▸ **Given material**
++++++++++
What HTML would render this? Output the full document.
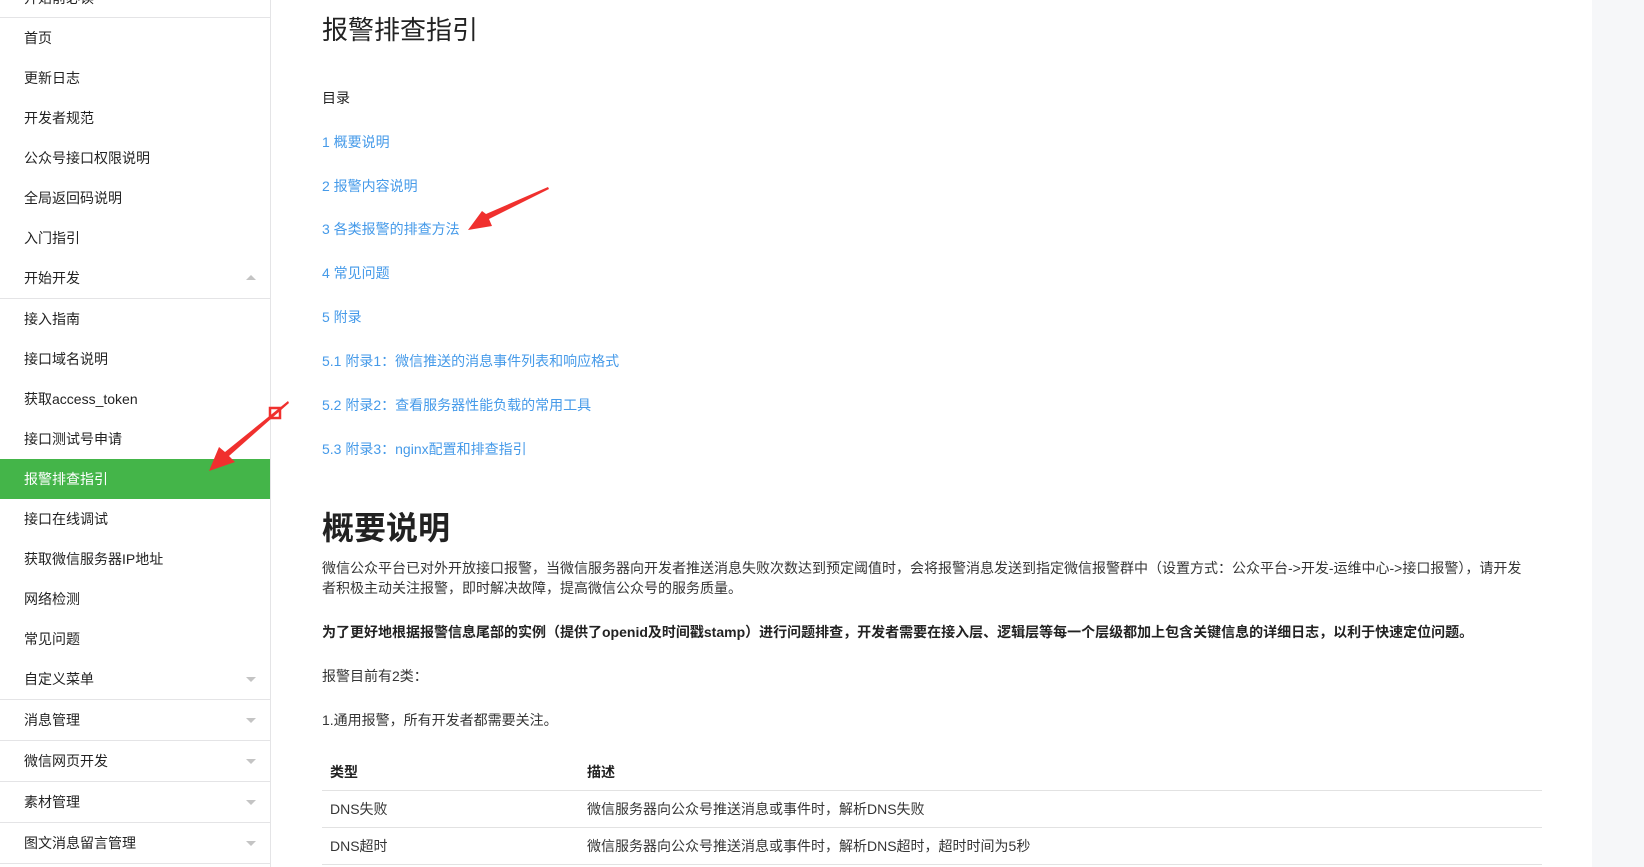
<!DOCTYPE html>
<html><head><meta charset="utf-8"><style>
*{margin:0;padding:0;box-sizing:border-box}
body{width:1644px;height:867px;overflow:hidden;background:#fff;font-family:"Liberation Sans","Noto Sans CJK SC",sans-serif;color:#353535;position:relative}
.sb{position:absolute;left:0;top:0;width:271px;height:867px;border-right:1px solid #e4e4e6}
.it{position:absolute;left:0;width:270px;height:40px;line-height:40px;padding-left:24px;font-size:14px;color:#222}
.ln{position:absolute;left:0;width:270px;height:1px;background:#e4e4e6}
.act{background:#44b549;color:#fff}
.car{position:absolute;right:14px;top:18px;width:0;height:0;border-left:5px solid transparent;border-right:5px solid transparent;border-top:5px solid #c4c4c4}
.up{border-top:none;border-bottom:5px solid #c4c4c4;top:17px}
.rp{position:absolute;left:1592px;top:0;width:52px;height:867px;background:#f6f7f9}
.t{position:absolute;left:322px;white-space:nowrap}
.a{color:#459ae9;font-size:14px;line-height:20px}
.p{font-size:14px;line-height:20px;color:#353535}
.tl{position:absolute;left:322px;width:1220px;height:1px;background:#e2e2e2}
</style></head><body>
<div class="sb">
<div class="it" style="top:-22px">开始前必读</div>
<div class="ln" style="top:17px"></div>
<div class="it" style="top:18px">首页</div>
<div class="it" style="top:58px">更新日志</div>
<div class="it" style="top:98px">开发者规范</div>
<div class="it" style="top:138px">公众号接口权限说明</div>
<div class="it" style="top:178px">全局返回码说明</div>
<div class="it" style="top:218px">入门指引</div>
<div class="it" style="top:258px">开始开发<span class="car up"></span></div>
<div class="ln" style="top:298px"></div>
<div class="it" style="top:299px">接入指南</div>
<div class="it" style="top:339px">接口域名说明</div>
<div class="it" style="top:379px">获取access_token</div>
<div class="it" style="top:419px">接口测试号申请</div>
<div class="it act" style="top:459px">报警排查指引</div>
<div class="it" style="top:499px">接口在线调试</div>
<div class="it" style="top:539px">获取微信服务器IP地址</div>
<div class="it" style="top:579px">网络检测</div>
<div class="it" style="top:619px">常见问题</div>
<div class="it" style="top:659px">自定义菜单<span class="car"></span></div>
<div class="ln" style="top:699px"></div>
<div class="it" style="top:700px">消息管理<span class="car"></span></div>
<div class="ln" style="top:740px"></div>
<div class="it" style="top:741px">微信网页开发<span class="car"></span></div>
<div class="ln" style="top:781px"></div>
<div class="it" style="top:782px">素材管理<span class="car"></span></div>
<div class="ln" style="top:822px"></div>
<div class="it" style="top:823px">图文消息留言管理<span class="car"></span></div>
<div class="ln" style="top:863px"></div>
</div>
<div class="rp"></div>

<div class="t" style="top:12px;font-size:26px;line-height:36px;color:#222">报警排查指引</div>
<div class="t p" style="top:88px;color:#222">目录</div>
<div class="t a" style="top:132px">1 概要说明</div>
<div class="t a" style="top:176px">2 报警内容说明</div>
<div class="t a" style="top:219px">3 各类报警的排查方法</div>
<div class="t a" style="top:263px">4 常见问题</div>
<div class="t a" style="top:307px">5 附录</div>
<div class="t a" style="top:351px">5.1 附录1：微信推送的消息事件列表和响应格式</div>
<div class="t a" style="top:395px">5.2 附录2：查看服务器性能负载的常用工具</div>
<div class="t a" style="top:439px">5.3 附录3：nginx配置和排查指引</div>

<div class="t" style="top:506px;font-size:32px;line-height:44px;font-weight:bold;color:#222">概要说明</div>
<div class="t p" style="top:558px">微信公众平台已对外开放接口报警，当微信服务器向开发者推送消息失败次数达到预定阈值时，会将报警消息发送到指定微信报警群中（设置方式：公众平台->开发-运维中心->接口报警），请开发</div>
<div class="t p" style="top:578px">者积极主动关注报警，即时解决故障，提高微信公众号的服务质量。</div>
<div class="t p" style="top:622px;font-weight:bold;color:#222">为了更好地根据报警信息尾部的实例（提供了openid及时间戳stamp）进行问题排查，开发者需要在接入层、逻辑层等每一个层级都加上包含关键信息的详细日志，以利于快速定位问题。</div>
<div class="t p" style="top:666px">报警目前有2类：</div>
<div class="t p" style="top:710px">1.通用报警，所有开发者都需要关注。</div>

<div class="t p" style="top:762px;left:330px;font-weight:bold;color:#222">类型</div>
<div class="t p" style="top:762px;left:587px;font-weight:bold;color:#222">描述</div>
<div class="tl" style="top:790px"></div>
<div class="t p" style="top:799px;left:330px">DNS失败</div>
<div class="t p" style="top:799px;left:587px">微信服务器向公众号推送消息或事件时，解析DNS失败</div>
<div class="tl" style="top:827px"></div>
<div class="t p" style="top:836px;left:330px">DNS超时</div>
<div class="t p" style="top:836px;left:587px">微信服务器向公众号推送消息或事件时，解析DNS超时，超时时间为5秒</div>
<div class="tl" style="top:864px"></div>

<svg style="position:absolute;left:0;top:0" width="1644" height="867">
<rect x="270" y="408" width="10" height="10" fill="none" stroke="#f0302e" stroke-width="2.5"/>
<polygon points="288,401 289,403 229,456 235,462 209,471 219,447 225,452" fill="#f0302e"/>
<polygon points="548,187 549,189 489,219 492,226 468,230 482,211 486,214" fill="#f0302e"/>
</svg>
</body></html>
++++++++++
Quote each line of the listing exactly, but leave the pictures out.

What HTML would render this? Output the full document.
<!DOCTYPE html>
<html><head><meta charset="utf-8"><style>
*{margin:0;padding:0;box-sizing:border-box}
body{width:1644px;height:867px;overflow:hidden;background:#fff;font-family:"Liberation Sans","Noto Sans CJK SC",sans-serif;color:#353535;position:relative}
.sb{position:absolute;left:0;top:0;width:271px;height:867px;border-right:1px solid #e4e4e6}
.it{position:absolute;left:0;width:270px;height:40px;line-height:40px;padding-left:24px;font-size:14px;color:#222}
.ln{position:absolute;left:0;width:270px;height:1px;background:#e4e4e6}
.act{background:#44b549;color:#fff}
.car{position:absolute;right:14px;top:18px;width:0;height:0;border-left:5px solid transparent;border-right:5px solid transparent;border-top:5px solid #c4c4c4}
.up{border-top:none;border-bottom:5px solid #c4c4c4;top:17px}
.rp{position:absolute;left:1592px;top:0;width:52px;height:867px;background:#f6f7f9}
.t{position:absolute;left:322px;white-space:nowrap}
.a{color:#459ae9;font-size:14px;line-height:20px}
.p{font-size:14px;line-height:20px;color:#353535}
.tl{position:absolute;left:322px;width:1220px;height:1px;background:#e2e2e2}
</style></head><body>
<div class="sb">
<div class="it" style="top:-22px">开始前必读</div>
<div class="ln" style="top:17px"></div>
<div class="it" style="top:18px">首页</div>
<div class="it" style="top:58px">更新日志</div>
<div class="it" style="top:98px">开发者规范</div>
<div class="it" style="top:138px">公众号接口权限说明</div>
<div class="it" style="top:178px">全局返回码说明</div>
<div class="it" style="top:218px">入门指引</div>
<div class="it" style="top:258px">开始开发<span class="car up"></span></div>
<div class="ln" style="top:298px"></div>
<div class="it" style="top:299px">接入指南</div>
<div class="it" style="top:339px">接口域名说明</div>
<div class="it" style="top:379px">获取access_token</div>
<div class="it" style="top:419px">接口测试号申请</div>
<div class="it act" style="top:459px">报警排查指引</div>
<div class="it" style="top:499px">接口在线调试</div>
<div class="it" style="top:539px">获取微信服务器IP地址</div>
<div class="it" style="top:579px">网络检测</div>
<div class="it" style="top:619px">常见问题</div>
<div class="it" style="top:659px">自定义菜单<span class="car"></span></div>
<div class="ln" style="top:699px"></div>
<div class="it" style="top:700px">消息管理<span class="car"></span></div>
<div class="ln" style="top:740px"></div>
<div class="it" style="top:741px">微信网页开发<span class="car"></span></div>
<div class="ln" style="top:781px"></div>
<div class="it" style="top:782px">素材管理<span class="car"></span></div>
<div class="ln" style="top:822px"></div>
<div class="it" style="top:823px">图文消息留言管理<span class="car"></span></div>
<div class="ln" style="top:863px"></div>
</div>
<div class="rp"></div>

<div class="t" style="top:12px;font-size:26px;line-height:36px;color:#222">报警排查指引</div>
<div class="t p" style="top:88px;color:#222">目录</div>
<div class="t a" style="top:132px">1 概要说明</div>
<div class="t a" style="top:176px">2 报警内容说明</div>
<div class="t a" style="top:219px">3 各类报警的排查方法</div>
<div class="t a" style="top:263px">4 常见问题</div>
<div class="t a" style="top:307px">5 附录</div>
<div class="t a" style="top:351px">5.1 附录1：微信推送的消息事件列表和响应格式</div>
<div class="t a" style="top:395px">5.2 附录2：查看服务器性能负载的常用工具</div>
<div class="t a" style="top:439px">5.3 附录3：nginx配置和排查指引</div>

<div class="t" style="top:506px;font-size:32px;line-height:44px;font-weight:bold;color:#222">概要说明</div>
<div class="t p" style="top:558px">微信公众平台已对外开放接口报警，当微信服务器向开发者推送消息失败次数达到预定阈值时，会将报警消息发送到指定微信报警群中（设置方式：公众平台->开发-运维中心->接口报警），请开发</div>
<div class="t p" style="top:578px">者积极主动关注报警，即时解决故障，提高微信公众号的服务质量。</div>
<div class="t p" style="top:622px;font-weight:bold;color:#222">为了更好地根据报警信息尾部的实例（提供了openid及时间戳stamp）进行问题排查，开发者需要在接入层、逻辑层等每一个层级都加上包含关键信息的详细日志，以利于快速定位问题。</div>
<div class="t p" style="top:666px">报警目前有2类：</div>
<div class="t p" style="top:710px">1.通用报警，所有开发者都需要关注。</div>

<div class="t p" style="top:762px;left:330px;font-weight:bold;color:#222">类型</div>
<div class="t p" style="top:762px;left:587px;font-weight:bold;color:#222">描述</div>
<div class="tl" style="top:790px"></div>
<div class="t p" style="top:799px;left:330px">DNS失败</div>
<div class="t p" style="top:799px;left:587px">微信服务器向公众号推送消息或事件时，解析DNS失败</div>
<div class="tl" style="top:827px"></div>
<div class="t p" style="top:836px;left:330px">DNS超时</div>
<div class="t p" style="top:836px;left:587px">微信服务器向公众号推送消息或事件时，解析DNS超时，超时时间为5秒</div>
<div class="tl" style="top:864px"></div>

<svg style="position:absolute;left:0;top:0" width="1644" height="867">
<rect x="270" y="408" width="10" height="10" fill="none" stroke="#f0302e" stroke-width="2.5"/>
<polygon points="288,401 289,403 229,456 235,462 209,471 219,447 225,452" fill="#f0302e"/>
<polygon points="548,187 549,189 489,219 492,226 468,230 482,211 486,214" fill="#f0302e"/>
</svg>
</body></html>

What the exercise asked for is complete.